[What follows is taken from House of Commons Hansard (columns 893-894) on this date in 1998:]
Mr Tam Dalyell (Linlithgow) Pursuant to his answer of 6 July—Official Report, Scottish Grand Committee, 6 July 1998; c 6—what assessment he made of the implications of his description of the Libyan suspects in respect of the Lockerbie bombing as the perpetrators of that bombing for the conduct of any court proceedings in Scotland. 
The Minister for Home Affairs and Devolution, Scottish Office (Mr Henry McLeish) On 10 July, I wrote to my hon. Friend explaining that that was merely a slip of the tongue on my part in failing to refer to the two Libyan accused as the "alleged perpetrators". The Government are committed to a fair trial for the two Libyan suspects.
Mr Dalyell I have no supplementary question as I have an Adjournment debate on the subject tonight.
Mr James Wallace (Orkney and Shetland) Can the Minister comment on today's reports that the Government are about to change their policy on the locus of any trial? As a lawyer, I have reservations about such a precedent, but does he agree that it is in the interests of the victims' families that the accused should be brought to trial and that that may overcome concern about where that trial should be held?
Mr McLeish We are dealing with an act of mass murder. The Government are determined to bring those responsible to justice, and that has always been our objective. It remains our view that a Scottish or a United States court is the place for the trial. We do not accept criticism of the Scottish judicial system and its procedures, in which we have every confidence. However, we are willing to explore any option that will bring justice for the families, and discussions on such options have taken place from time to time.
Dr Liam Fox (Woodspring) May I ask for clarification of that answer? Is today's story inThe Guardian true? Have the Foreign Secretary and the American Secretary of State discussed the matter, and is a statement forthcoming shortly? If so, when will the Lord Advocate—the independent prosecutor—make a statement in the House of Lords, to which he is responsible, as he promised to do on 25 June?
Mr McLeish It is no secret that my right hon Friend the Foreign Secretary is in close contact with his American counterpart on issues of mutual interest, of which Lockerbie is a major one. Options are always being explored, and nothing has ever been ruled out. I am sure that the hon Gentleman would not wish me to speculate on this morning's press comment.
Dr Fox Given the Government's record of leaking and speculating to the press before coming to the House, we have an absolute right to know that the Government are not considering a change of policy. I asked the Minister a simple question. Is the essence of the story in The Guardian this morning true, or is it not true?
Mr McLeish The House will accept that this is a serious issue. Let me repeat that discussions have taken place—and are taking place—about important subjects, of which this is one. No prudent Government would wish to rule out any option. We are dealing with an act of mass murder, and we owe it to the families to bring those responsible to justice. That is our key objective, and I hope that the House can unite around it. It would be foolish to speculate on press comment. All options are being considered, and the House should have confidence in my right hon. Friend the Foreign Secretary, who will do his best for the families and for justice.

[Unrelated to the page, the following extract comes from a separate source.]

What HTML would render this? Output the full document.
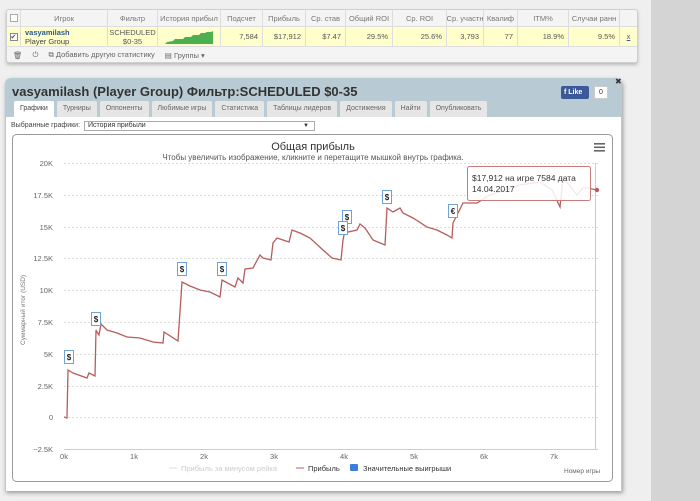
<!DOCTYPE html>
<html><head><meta charset="utf-8"><style>
*{box-sizing:border-box;margin:0;padding:0}
body{width:700px;height:501px;background:#efefef;font-family:"Liberation Sans","DejaVu Sans",sans-serif;position:relative;overflow:hidden;color:#333}
.strip{position:absolute;left:651px;top:0;width:49px;height:501px;background:#d4d4d4}
.tbl{position:absolute;left:6px;top:9px;width:632px;height:54px;background:#f4f4f4;border:1px solid #cfcfcf;border-radius:3px;box-shadow:0 2px 3px #bbb;font-size:7.5px;color:#777}
.row{position:absolute;left:0;width:630px;display:flex}
.row div{border-right:1px solid #ddd;height:100%;display:flex;align-items:center;justify-content:center;white-space:nowrap;overflow:hidden}
.h{top:0;height:17px;border-bottom:1px solid #ddd}
.d{top:17px;height:20px;background:#ffffcc;border-bottom:1px solid #ddd;color:#555}
.d div.r{justify-content:flex-end;padding-right:4px}
.f{top:37px;height:16px;color:#666;padding-left:6px;align-items:center;gap:10px}
.panel{position:absolute;left:5px;top:78px;width:617px;height:413px;background:#b8cbd4;border-radius:6px 6px 0 0;box-shadow:1px 2px 4px #999}
.title{position:absolute;left:7px;top:6px;font-size:13px;font-weight:bold;color:#333}
.tabs{position:absolute;left:9px;top:23px;display:flex;gap:3px}
.tabs span{background:#e6e6e6;font-size:7px;color:#666;padding:4px 6px 4px;border-radius:2px 2px 0 0;height:16px}
.tabs span.a{background:#fff;color:#444}
.content{position:absolute;left:1px;top:39px;width:615px;height:374px;background:#fff}
.sel{position:absolute;left:5px;top:5px;font-size:7px;color:#444}
.selbox{position:absolute;left:78px;top:4px;width:231px;height:10px;border:1px solid #aaa;font-size:7px;padding-left:3px;line-height:8px}
.chart{position:absolute;left:6px;top:16px;width:601px;height:348px;border:1px solid #999;border-radius:4px}
.fb{position:absolute;left:556px;top:8px;width:28px;height:13px;background:#3b5998;color:#fff;font-size:7px;font-weight:bold;line-height:13px;padding-left:3px;border-radius:2px}
.fbc{position:absolute;left:589px;top:8px;width:14px;height:13px;background:#fff;border:1px solid #ccc;font-size:7px;text-align:center;line-height:11px}
</style></head><body>
<div class="strip"></div>
<div class="tbl">
<div class="row h"><div style="width:14px"><span style="width:8px;height:8px;border:1px solid #aaa;background:#fff;display:block"></span></div><div style="width:87px">Игрок</div><div style="width:50px">Фильтр</div><div style="width:63px">История прибыл</div><div style="width:42px">Подсчет</div><div style="width:43px">Прибыль</div><div style="width:40px">Ср. став</div><div style="width:47px">Общий ROI</div><div style="width:54px">Ср. ROI</div><div style="width:37px">Ср. участн</div><div style="width:34px">Квалиф</div><div style="width:51px">ITM%</div><div style="width:51px">Случаи ранн</div><div style="width:17px;border:0"></div></div>
<div class="row d"><div style="width:14px"><span style="width:8px;height:8px;border:1px solid #888;background:#fff;display:block;font-size:7px;line-height:7px">✔</span></div><div style="width:87px;flex-direction:column;align-items:flex-start;padding-left:4px;line-height:9px"><b style="color:#2a5a8a">vasyamilash</b><span style="color:#444">Player Group</span></div><div style="width:50px;flex-direction:column;line-height:9px">SCHEDULED<span>$0-35</span></div><div style="width:63px"><svg width="48" height="14"><path d="M0 14 L2 12 L8 11 L10 9 L18 9 L20 7 L26 7 L28 5 L34 5 L36 3 L40 3 L42 2 L46 2 L48 1 L48 14Z" fill="#4caf50"/></svg></div><div class="r" style="width:42px">7,584</div><div class="r" style="width:43px">$17,912</div><div class="r" style="width:40px">$7.47</div><div class="r" style="width:47px">29.5%</div><div class="r" style="width:54px">25.6%</div><div class="r" style="width:37px">3,793</div><div class="r" style="width:34px">77</div><div class="r" style="width:51px">18.9%</div><div class="r" style="width:51px">9.5%</div><div style="width:17px;border:0;text-decoration:underline;color:#558">x</div></div>
<div class="row f"><span>🗑</span><span>⏻</span><span>⧉ Добавить другую статистику</span><span>▤ Группы ▾</span></div>
</div>
<div class="panel">
<div class="title">vasyamilash (Player Group) Фильтр:SCHEDULED $0-35</div>
<div class="fb">f Like</div><div class="fbc">0</div>
<div style="position:absolute;left:610px;top:-1px;font-size:8px;font-weight:bold">✖</div>
<div class="tabs"><span class="a">Графики</span><span>Турниры</span><span>Оппоненты</span><span>Любимые игры</span><span>Статистика</span><span>Таблицы лидеров</span><span>Достижения</span><span>Найти</span><span>Опубликовать</span></div>
<div class="content">
<div class="sel">Выбранные графики:</div><div class="selbox">История прибыли<span style="position:absolute;right:5px;top:0;font-size:6px">▼</span></div>
</div>
</div>
<svg style="position:absolute;left:0;top:0" width="700" height="501" font-family="Liberation Sans, DejaVu Sans, sans-serif">
<rect x="12.5" y="134.5" width="600" height="347" rx="4" fill="#fff" stroke="#999"/>
<text x="313" y="150" font-size="11" fill="#333" text-anchor="middle">Общая прибыль</text>
<text x="313" y="160" font-size="8" fill="#555" text-anchor="middle">Чтобы увеличить изображение, кликните и перетащите мышкой внутрь графика.</text>
<g fill="#666"><rect x="594" y="143" width="11" height="1.6"/><rect x="594" y="146.5" width="11" height="1.6"/><rect x="594" y="150" width="11" height="1.6"/></g>
<g stroke="#ddd" stroke-dasharray="2,2" stroke-width="1">
<line x1="64" x2="598" y1="163.5" y2="163.5"/><line x1="64" x2="598" y1="195.5" y2="195.5"/><line x1="64" x2="598" y1="227.5" y2="227.5"/><line x1="64" x2="598" y1="258.5" y2="258.5"/><line x1="64" x2="598" y1="290.5" y2="290.5"/><line x1="64" x2="598" y1="322.5" y2="322.5"/><line x1="64" x2="598" y1="354.5" y2="354.5"/><line x1="64" x2="598" y1="386.5" y2="386.5"/><line x1="64" x2="598" y1="417.5" y2="417.5"/></g>
<line x1="64" x2="598" y1="449.5" y2="449.5" stroke="#ccc"/>
<g font-size="7.5" fill="#666" text-anchor="end"><text x="53" y="166">20K</text><text x="53" y="198">17.5K</text><text x="53" y="230">15K</text><text x="53" y="261">12.5K</text><text x="53" y="293">10K</text><text x="53" y="325">7.5K</text><text x="53" y="357">5K</text><text x="53" y="389">2.5K</text><text x="53" y="420">0</text><text x="53" y="452">−2.5K</text></g>
<g font-size="7.5" fill="#666" text-anchor="middle"><text x="64" y="459">0k</text><text x="134" y="459">1k</text><text x="204" y="459">2k</text><text x="274" y="459">3k</text><text x="344" y="459">4k</text><text x="414" y="459">5k</text><text x="484" y="459">6k</text><text x="554" y="459">7k</text></g>
<text transform="translate(25,345) rotate(-90)" font-size="6.5" fill="#777">Суммарный итог (USD)</text>
<line x1="595.5" x2="595.5" y1="163" y2="449" stroke="#ccc"/>
<polyline fill="none" stroke="#b85c5c" stroke-width="1.3" points="64,417 67,418 68,370 73,373 87,378 89,373 93,375 95,376 96,330 97,332 99,335 101,324 107,330 117,333 127,337 140,338 153,342 163,343 164,332 178,341 182,282 190,286 200,290 210,292 220,297 222,280 235,287 238,278 243,283 245,269 253,268 260,255 263,258 271,260 273,243 277,238 289,242 292,230 300,233 310,238 323,250 332,258 341,260 343,240 345,230 348,232 357,230 360,224 365,228 373,240 385,245 387,208 393,212 400,208 403,213 413,218 427,227 437,230 447,235 452,238 453,223 457,215 463,203 477,203 490,195 505,190 520,185 540,182 552,190 560,207 563,177 577,195 583,188 587,188 597,190"/>
<circle cx="597" cy="190" r="2.2" fill="#b85c5c"/>
<g font-size="8" font-weight="bold" text-anchor="middle" fill="#222">
<g><rect x="64.5" y="350.5" width="9" height="13" fill="#fff" stroke="#6fa3d8"/><text x="69" y="360">$</text></g>
<g><rect x="91.5" y="312.5" width="9" height="13" fill="#fff" stroke="#6fa3d8"/><text x="96" y="322">$</text></g>
<g><rect x="177.5" y="262.5" width="9" height="13" fill="#fff" stroke="#6fa3d8"/><text x="182" y="272">$</text></g>
<g><rect x="217.5" y="262.5" width="9" height="13" fill="#fff" stroke="#6fa3d8"/><text x="222" y="272">$</text></g>
<g><rect x="342.5" y="210.5" width="9" height="13" fill="#fff" stroke="#6fa3d8"/><text x="347" y="220">$</text></g>
<g><rect x="338.5" y="221.5" width="9" height="13" fill="#fff" stroke="#6fa3d8"/><text x="343" y="231">$</text></g>
<g><rect x="382.5" y="190.5" width="9" height="13" fill="#fff" stroke="#6fa3d8"/><text x="387" y="200">$</text></g>
<g><rect x="448.5" y="204.5" width="9" height="13" fill="#fff" stroke="#6fa3d8"/><text x="453" y="214">€</text></g>
</g>
<rect x="467.5" y="166.5" width="123" height="34" rx="2" fill="#fff" fill-opacity="0.85" stroke="#c97a7a"/>
<text x="472" y="181" font-size="8.5" fill="#333">$17,912 на игре 7584 дата</text>
<text x="472" y="192" font-size="8.5" fill="#333">14.04.2017</text>
<g font-size="7.5"><line x1="169" x2="177" y1="468" y2="468" stroke="#ddd"/><text x="181" y="471" fill="#ccc">Прибыль за минусом рейка</text>
<line x1="296" x2="304" y1="468" y2="468" stroke="#b85c5c"/><text x="308" y="471" fill="#333">Прибыль</text>
<rect x="350" y="464" width="8" height="7" rx="1" fill="#3b7dd8"/><text x="363" y="471" fill="#333">Значительные выигрыши</text></g>
<text x="564" y="473" font-size="6.5" fill="#666">Номер игры</text>
</svg>
</body></html>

Dr Fox As we approach the summer recess, is it reasonable to assume that there will be no change in policy while hon Members will be unable to ask appropriate questions of Ministers? Will the Minister continue to defend the principle—defended by the Government and their predecessors—that there will be no caving in to political expediency? We must not open up the possibility of years of litigation in a foreign court rather than the achievement of the swift resolution of the Lockerbie case that the relatives, Members of the House and the people of Scotland all want.
Mr McLeish The hon Gentleman is simply not listening. I said in my opening comments that our view remains that a Scottish or United States court is the place for this trial. We do not accept criticisms of the system, and we continue to have every confidence in the Scottish judicial system and procedures.